Waktu dirawat di rumah sakit kemarin, dokter hanya mau bicara dengan abang, kami meskipun keluarga dekatnya tidak mendapatkan informasi apa pun. Kecuali bahwa kondisi kak Ina sudah sangat parah. Dan harus benar-benar diisolasi.

Eki hanya bisa memandang uminya lewat kaca karena dilarang masuk menemui ibunya. Kasihan sekali melihatnya Za.  Hanya dari kaca melambaikan tangannya…” Umi…Umi, mau makan apa. Umi cepat sembuh, biar kita bisa pulang”. sambil sesekali mengusap airmatanya. Uminya hanya bisa tersenyum lemah. Sesekali berusaha mengangkat tangannya, seolah ingin melambai. Wajah ikhlas menerima rasa sakitnya membuat kami semakin terpukul dan sedih. Sampai gordin jendela ruang ICU ditutup , baru Eki mau diajak pulang.

Pikiran saya pun melayang, saat jenazah ibunya disemayamkan di rumah Ega, bocah berumur 10 tahun ini ,meskipun sambil menangis tersedu-sedu, tetap mengaji di dekat ibunya. Kami semua yang berada di situ tak mampu menahan haru. Sepertinya, Abinya yang kelihatan tegar, sudah mempersiapkan Eki bila sewaktu-waktu perpisahan ini terjadi.
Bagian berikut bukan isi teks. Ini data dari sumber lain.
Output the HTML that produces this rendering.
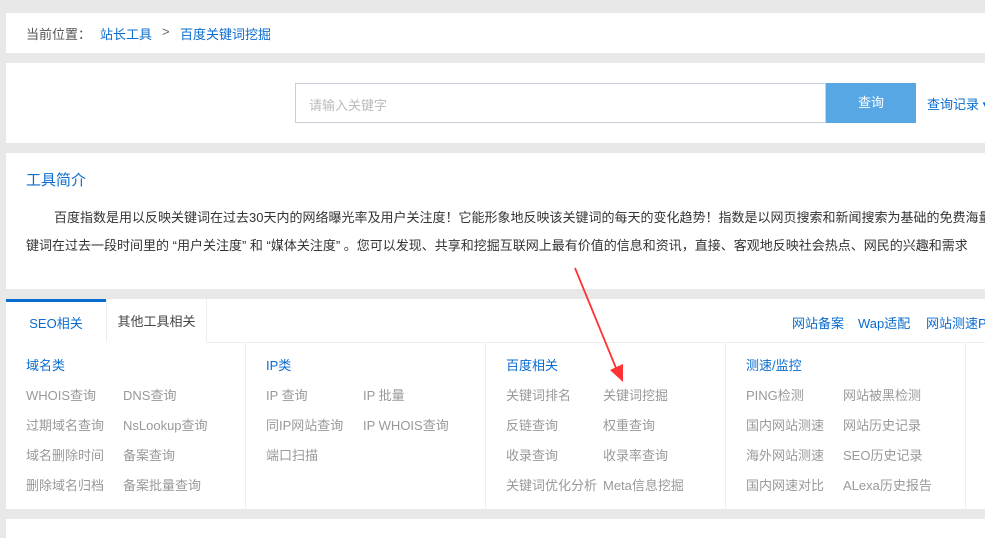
<!DOCTYPE html>
<html><head><meta charset="utf-8"><style>
*{margin:0;padding:0;box-sizing:border-box}
body{width:985px;height:538px;overflow:hidden;background:#e8e8e8;font-family:"Liberation Sans","Noto Sans CJK SC",sans-serif;font-size:13px;color:#666;position:relative}
.p{position:absolute;left:6px;right:0;background:#fff}
.a{position:absolute;white-space:nowrap}
.b{color:#0a6ccf}
.g{color:#999;font-size:13px}
</style></head><body>
<div class="p" style="top:13px;height:40px"></div>
<div class="a" style="left:26px;top:24px;color:#555">当前位置：</div>
<div class="a b" style="left:100px;top:24px">站长工具</div>
<div class="a" style="left:162px;top:24px;color:#666">&gt;</div>
<div class="a b" style="left:180px;top:24px">百度关键词挖掘</div>

<div class="p" style="top:63px;height:80px"></div>
<div class="a" style="left:295px;top:83px;width:531px;height:40px;border:1px solid #c9ced8"></div>
<div class="a" style="left:309px;top:95px;color:#bbb">请输入关键字</div>
<div class="a" style="left:826px;top:83px;width:90px;height:40px;background:#56a7e4;color:#fff;text-align:center;line-height:40px">查询</div>
<div class="a b" style="left:927px;top:94px">查询记录 ▾</div>

<div class="p" style="top:153px;height:136px;overflow:hidden"></div>
<div class="a b" style="left:26px;top:169px;font-size:15px">工具简介</div>
<div class="a" style="left:54px;top:207px;color:#333">百度指数是用以反映关键词在过去30天内的网络曝光率及用户关注度！它能形象地反映该关键词的每天的变化趋势！指数是以网页搜索和新闻搜索为基础的免费海量</div>
<div class="a" style="left:26px;top:235px;color:#333">键词在过去一段时间里的 “用户关注度” 和 “媒体关注度” 。您可以发现、共享和挖掘互联网上最有价值的信息和资讯，直接、客观地反映社会热点、网民的兴趣和需求</div>

<div class="p" style="top:299px;height:210px"></div>
<div class="a" style="left:207px;top:342px;width:778px;height:1px;background:#eee"></div>
<div class="a" style="left:6px;top:299px;width:100px;height:44px;border-top:3px solid #0a6ccf;background:#fff;text-align:center;line-height:44px;color:#0a6ccf">SEO相关</div>
<div class="a" style="left:106px;top:299px;width:101px;height:43px;border-left:1px solid #eee;border-right:1px solid #eee;text-align:center;line-height:46px;color:#444">其他工具相关</div>
<div class="a b" style="left:792px;top:313px">网站备案</div>
<div class="a b" style="left:858px;top:313px">Wap适配</div>
<div class="a b" style="left:926px;top:313px">网站测速PC</div>
<div class="a" style="left:245px;top:343px;width:1px;height:166px;background:#eee"></div>
<div class="a" style="left:485px;top:343px;width:1px;height:166px;background:#eee"></div>
<div class="a" style="left:725px;top:343px;width:1px;height:166px;background:#eee"></div>
<div class="a" style="left:965px;top:343px;width:1px;height:166px;background:#eee"></div>

<div class="a b" style="left:26px;top:355px">域名类</div>
<div class="a g" style="left:26px;top:385px">WHOIS查询</div><div class="a g" style="left:123px;top:385px">DNS查询</div>
<div class="a g" style="left:26px;top:415px">过期域名查询</div><div class="a g" style="left:123px;top:415px">NsLookup查询</div>
<div class="a g" style="left:26px;top:445px">域名删除时间</div><div class="a g" style="left:123px;top:445px">备案查询</div>
<div class="a g" style="left:26px;top:475px">删除域名归档</div><div class="a g" style="left:123px;top:475px">备案批量查询</div>

<div class="a b" style="left:266px;top:355px">IP类</div>
<div class="a g" style="left:266px;top:385px">IP 查询</div><div class="a g" style="left:363px;top:385px">IP 批量</div>
<div class="a g" style="left:266px;top:415px">同IP网站查询</div><div class="a g" style="left:363px;top:415px">IP WHOIS查询</div>
<div class="a g" style="left:266px;top:445px">端口扫描</div>

<div class="a b" style="left:506px;top:355px">百度相关</div>
<div class="a g" style="left:506px;top:385px">关键词排名</div><div class="a g" style="left:603px;top:385px">关键词挖掘</div>
<div class="a g" style="left:506px;top:415px">反链查询</div><div class="a g" style="left:603px;top:415px">权重查询</div>
<div class="a g" style="left:506px;top:445px">收录查询</div><div class="a g" style="left:603px;top:445px">收录率查询</div>
<div class="a g" style="left:506px;top:475px">关键词优化分析</div><div class="a g" style="left:603px;top:475px">Meta信息挖掘</div>

<div class="a b" style="left:746px;top:355px">测速/监控</div>
<div class="a g" style="left:746px;top:385px">PING检测</div><div class="a g" style="left:843px;top:385px">网站被黑检测</div>
<div class="a g" style="left:746px;top:415px">国内网站测速</div><div class="a g" style="left:843px;top:415px">网站历史记录</div>
<div class="a g" style="left:746px;top:445px">海外网站测速</div><div class="a g" style="left:843px;top:445px">SEO历史记录</div>
<div class="a g" style="left:746px;top:475px">国内网速对比</div><div class="a g" style="left:843px;top:475px">ALexa历史报告</div>

<div class="p" style="top:519px;height:19px"></div>

<svg class="a" style="left:0;top:0" width="985" height="538">
<path d="M575 268 L616 368" stroke="#f33" stroke-width="1.8" fill="none"/>
<path d="M610 370 L623 382 L623 364 Z" fill="#f33"/>
</svg>
</body></html>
Kemudian Ega meneruskan ceritanya lagi….

Ada hal yang sangat kami khawatirkan Za. Dampak kejiwaan bagi Eki. Karena sudah ada beberapa orang keluarga serta kerabat bahkan tetangga yang tahu, bahwa Bang Aan pengidap HIV dan Kak Ina meninggal karena HIV. Mereka mulai mengambil jarak.

Abinya bilang, setelah Eki tamat Sekolah Dasar dia akan mengantarkan anaknya ke Pesantren di daerah Jawa Timur. Keluarga tidak usah khawatir, ndak apa-apa manusia mengucilkan kami. Tapi Allah Maha Rahman dan Rahim. Insya Allah dengan maunahNya kami akan diberikan kemudahan untuk menjalani ini semua.

Saya berpesan kepada Ega, saat ini, dukungan keluarga yang luar biasa sangat mereka butuhkan. Serta menjaga dan mendampingi Eki dengan sebaik-baiknya.  

Sepulangnya Ega… tangis saya pun pecah. Sedih…karena saya tahu perjalananan Bang Aan sampai terjerumus menjadi pengguna narkoba. Bang Aan yang sejak di Sekolah Dasar menjadi bintang kelas, berubah seratus delapan puluh derajat saat SMA. Ayahnya yang menikah lagi dan mulai tidak memperdulikan mereka  membuat dia menjadi salah langkah, salah memilih teman.

Keakraban dan keharmonisan di dalam keluarga sudah tidak didapatkannya lagi. Setiap hari hanya melihat pertengkaran ayah dan ibunya. Ega dulu sering curhat kepada saya. kenapa saat hidup mereka sederhana mereka bahagia. Tapi sebaliknya, ketika harta berlimpah justeru kebahagiaan itu tidak didapatkannya lagi.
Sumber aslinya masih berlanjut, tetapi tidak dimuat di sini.